アジアとユラスの共生関係は世界に思った以上に、静かながら衝撃をもたらしていた。
前時代には考えすら及ばなかったことだ。
そこに、数千年微妙な対立関係にあったヴェネレも加わっている。南北メンカルの境界も動き出している。
この気運に乗って、世界の方向を変えるのだ。
***
その数か月後、寮のラウンジでファイがブチ切れている。
「チコさんナニコレ!嘘つき!!ばか!!!最低!!男前!!!」
なんなんだ?という顔のアーツメンバーが、キレにキレているファイのデバイスを覗く。
そこにはなんとチコからの個人メールが。
『公務で延長』
これだけ。
「何が公務だ!!公務ってでっち上げれば何でも公務じゃん!!!」
「でっち上げてはいないだろ。そもそもあの人の仕事はほぼ全部公務だ。」
「うるさい!!全部許さん!!遊行だろ!!」
「遊行すら公務だろ。あ、いてっ。やめろ!」
正論などどうでもいいのに、隣でいらぬことを言うのでタラゼドの首を絞める性格の悪いファイ。
「こんなん、チコさんに何の痛みもないじゃん!!!!」
そう。あれからチコは延長してずっとオリガン大陸にいた。
数週間前にやっといくつかの地域を回り、最後にマイラたちと共にサウスリューシアに到着。カウスは2度ほど帰ってきたが、チコは一度も帰国していない。
「チコさんきらーい!!」
「すごいね。ニューロスのバッテリーってあんなに持つんだね。チコさん、他の人の数倍の速さで全てを消耗しそうなのに。」
「いや、向こうでもメンテぐらいできるんだろ。他にも義体持ちはいるだろうし。」
「でもさ、考えてみればすごいよね。ああいうのって、義体自体がハッキングとか乗っ取りされないの?」
怒っているのに男たちは全然話を聞いていないので、さらに激オコのファイは、タラゼドに八つ当たりする。

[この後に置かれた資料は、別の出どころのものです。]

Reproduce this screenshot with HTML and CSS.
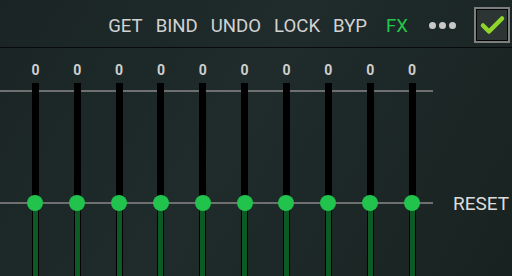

「ああ!みんな結婚しちゃうし!!響さんもいないし!!寂しい!寂しい!!」
ライたちはいるが、初期の女友達たちはほとんど寮からいなくなってしまった。
「タラゼド!響さんのところに遊びに行こ!」
「なんで俺が。響さんも困るだろ。最近ルオイたちも全然会えないって言ってたし。」
響は忙しくてほとんど家にいないらしい。
「えー。無理やり会いに行こー。響さん過労で死んじゃうよ~。」
響はSR社にも呼ばれていたが、全部断ってとにかく東医師免許獲得に集中していた。
響の通っていた大学は薬学でも、科によって選択で看護や医療を学べたため重複するものは免除されるし、病院での経験も長いため、過去の西アジアでの実績も提出すれば早く単位が取れる。元々最初の臨床資格は持っているので、来年度中に卒業試験もできそうだ。

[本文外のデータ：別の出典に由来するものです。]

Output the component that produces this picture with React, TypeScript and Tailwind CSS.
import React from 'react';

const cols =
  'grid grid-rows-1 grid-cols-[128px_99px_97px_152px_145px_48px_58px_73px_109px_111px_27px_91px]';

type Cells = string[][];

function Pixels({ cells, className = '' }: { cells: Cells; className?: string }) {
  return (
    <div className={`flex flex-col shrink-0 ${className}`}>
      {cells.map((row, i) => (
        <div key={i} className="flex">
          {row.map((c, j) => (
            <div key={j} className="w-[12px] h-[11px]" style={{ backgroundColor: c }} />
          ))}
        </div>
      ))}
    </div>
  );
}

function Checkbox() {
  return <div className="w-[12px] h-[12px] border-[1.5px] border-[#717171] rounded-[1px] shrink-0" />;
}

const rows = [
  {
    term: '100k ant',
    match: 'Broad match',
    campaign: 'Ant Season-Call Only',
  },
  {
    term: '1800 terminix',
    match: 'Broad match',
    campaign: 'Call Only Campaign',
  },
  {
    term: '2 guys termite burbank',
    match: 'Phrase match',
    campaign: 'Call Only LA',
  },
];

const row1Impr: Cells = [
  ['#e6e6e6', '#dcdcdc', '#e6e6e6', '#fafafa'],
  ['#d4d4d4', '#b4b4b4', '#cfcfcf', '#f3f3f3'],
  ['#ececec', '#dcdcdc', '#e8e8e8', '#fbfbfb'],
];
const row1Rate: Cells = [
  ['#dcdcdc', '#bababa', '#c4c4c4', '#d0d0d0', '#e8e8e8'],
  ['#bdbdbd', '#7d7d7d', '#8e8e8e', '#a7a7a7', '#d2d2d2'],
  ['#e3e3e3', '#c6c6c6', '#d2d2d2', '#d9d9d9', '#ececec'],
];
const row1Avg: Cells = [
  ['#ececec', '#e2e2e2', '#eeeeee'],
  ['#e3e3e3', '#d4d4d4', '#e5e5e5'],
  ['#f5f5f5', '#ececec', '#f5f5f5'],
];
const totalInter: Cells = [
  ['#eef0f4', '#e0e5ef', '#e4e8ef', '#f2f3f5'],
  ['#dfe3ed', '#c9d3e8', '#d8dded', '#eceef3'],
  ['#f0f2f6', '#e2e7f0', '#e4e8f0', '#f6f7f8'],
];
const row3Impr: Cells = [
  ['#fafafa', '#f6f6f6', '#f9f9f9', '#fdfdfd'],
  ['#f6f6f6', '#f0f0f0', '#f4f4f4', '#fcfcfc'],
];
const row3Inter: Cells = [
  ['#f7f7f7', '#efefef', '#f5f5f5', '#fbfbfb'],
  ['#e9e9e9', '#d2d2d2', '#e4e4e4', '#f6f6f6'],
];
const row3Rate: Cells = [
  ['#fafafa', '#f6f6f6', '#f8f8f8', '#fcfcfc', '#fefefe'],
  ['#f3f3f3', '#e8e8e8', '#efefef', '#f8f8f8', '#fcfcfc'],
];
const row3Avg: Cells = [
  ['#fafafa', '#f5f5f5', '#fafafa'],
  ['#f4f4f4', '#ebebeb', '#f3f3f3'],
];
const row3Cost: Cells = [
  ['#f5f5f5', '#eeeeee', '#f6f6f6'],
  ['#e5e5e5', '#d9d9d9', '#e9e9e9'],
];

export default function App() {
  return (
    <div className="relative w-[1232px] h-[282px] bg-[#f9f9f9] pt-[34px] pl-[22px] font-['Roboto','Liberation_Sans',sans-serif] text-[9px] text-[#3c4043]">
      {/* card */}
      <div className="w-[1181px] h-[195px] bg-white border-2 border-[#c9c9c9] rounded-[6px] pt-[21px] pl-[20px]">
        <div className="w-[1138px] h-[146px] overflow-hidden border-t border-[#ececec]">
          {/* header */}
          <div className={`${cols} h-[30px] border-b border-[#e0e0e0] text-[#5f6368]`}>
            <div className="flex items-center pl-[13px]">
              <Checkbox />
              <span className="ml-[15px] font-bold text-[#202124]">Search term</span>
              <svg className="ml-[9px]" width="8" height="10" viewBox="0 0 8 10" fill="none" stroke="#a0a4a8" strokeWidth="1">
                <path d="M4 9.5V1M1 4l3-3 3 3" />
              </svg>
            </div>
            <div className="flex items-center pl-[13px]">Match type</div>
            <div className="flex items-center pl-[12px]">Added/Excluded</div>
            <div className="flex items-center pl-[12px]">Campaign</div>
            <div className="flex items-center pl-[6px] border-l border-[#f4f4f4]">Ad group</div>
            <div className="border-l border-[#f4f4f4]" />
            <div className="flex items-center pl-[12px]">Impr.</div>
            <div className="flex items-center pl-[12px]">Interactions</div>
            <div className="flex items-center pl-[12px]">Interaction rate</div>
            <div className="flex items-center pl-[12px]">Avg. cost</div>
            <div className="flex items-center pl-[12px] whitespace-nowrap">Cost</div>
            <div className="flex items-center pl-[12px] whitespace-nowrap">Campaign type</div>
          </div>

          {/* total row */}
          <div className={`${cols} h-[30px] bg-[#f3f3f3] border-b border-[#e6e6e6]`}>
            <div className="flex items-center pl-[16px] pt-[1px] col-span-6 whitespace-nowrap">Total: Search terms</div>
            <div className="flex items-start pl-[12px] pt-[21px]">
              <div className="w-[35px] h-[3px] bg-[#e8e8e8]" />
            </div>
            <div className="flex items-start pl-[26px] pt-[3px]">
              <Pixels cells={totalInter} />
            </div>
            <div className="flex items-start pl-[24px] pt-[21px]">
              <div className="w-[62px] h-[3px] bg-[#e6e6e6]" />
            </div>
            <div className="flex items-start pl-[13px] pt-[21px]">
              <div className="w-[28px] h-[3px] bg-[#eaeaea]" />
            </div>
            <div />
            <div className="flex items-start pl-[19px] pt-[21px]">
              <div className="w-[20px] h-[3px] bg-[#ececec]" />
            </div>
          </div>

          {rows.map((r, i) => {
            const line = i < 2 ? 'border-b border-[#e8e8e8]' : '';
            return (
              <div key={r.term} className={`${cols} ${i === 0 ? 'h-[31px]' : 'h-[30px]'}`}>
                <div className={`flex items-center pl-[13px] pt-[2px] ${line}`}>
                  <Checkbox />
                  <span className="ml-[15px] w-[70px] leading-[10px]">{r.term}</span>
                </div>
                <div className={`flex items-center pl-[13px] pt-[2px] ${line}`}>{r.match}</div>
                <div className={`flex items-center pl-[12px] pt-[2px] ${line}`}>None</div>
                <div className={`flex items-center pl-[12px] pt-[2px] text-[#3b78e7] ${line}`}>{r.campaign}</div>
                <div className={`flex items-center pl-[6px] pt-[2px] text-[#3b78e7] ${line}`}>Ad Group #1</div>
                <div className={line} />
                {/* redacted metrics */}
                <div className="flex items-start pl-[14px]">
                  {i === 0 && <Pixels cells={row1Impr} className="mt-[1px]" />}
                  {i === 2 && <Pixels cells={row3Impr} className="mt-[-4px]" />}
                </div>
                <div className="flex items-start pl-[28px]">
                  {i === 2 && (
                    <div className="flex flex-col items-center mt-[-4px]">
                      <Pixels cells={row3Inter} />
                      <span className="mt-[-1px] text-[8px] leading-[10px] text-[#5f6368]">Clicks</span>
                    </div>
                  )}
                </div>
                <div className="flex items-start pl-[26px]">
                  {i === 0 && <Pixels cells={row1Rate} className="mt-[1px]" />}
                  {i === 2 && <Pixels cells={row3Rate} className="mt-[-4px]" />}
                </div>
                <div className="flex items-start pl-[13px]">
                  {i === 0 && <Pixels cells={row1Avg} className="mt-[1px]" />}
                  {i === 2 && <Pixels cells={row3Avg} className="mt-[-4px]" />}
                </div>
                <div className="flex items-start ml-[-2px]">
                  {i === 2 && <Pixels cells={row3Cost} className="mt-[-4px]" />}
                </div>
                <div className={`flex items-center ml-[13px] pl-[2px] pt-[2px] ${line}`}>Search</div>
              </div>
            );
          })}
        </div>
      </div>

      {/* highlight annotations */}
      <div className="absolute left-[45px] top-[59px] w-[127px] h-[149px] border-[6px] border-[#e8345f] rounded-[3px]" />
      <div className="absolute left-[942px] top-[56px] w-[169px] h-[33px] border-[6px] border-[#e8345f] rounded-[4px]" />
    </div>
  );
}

タラゼドも心配ではあったが、どうしようもない。会えないし着信も拒否。読んではいるようだがメールへの返信もない。
タラゼドは、響が自分で切った、整っていない短い髪をきっちりまとめる姿を思い出す。
実は髪を切ってから、まだファイともファクトとも響は会っていない。心配しそうでここのみんなには会わせたくなかった。
『睡眠はとるように』と、うるさいファイの横でそれだけメールを入れた。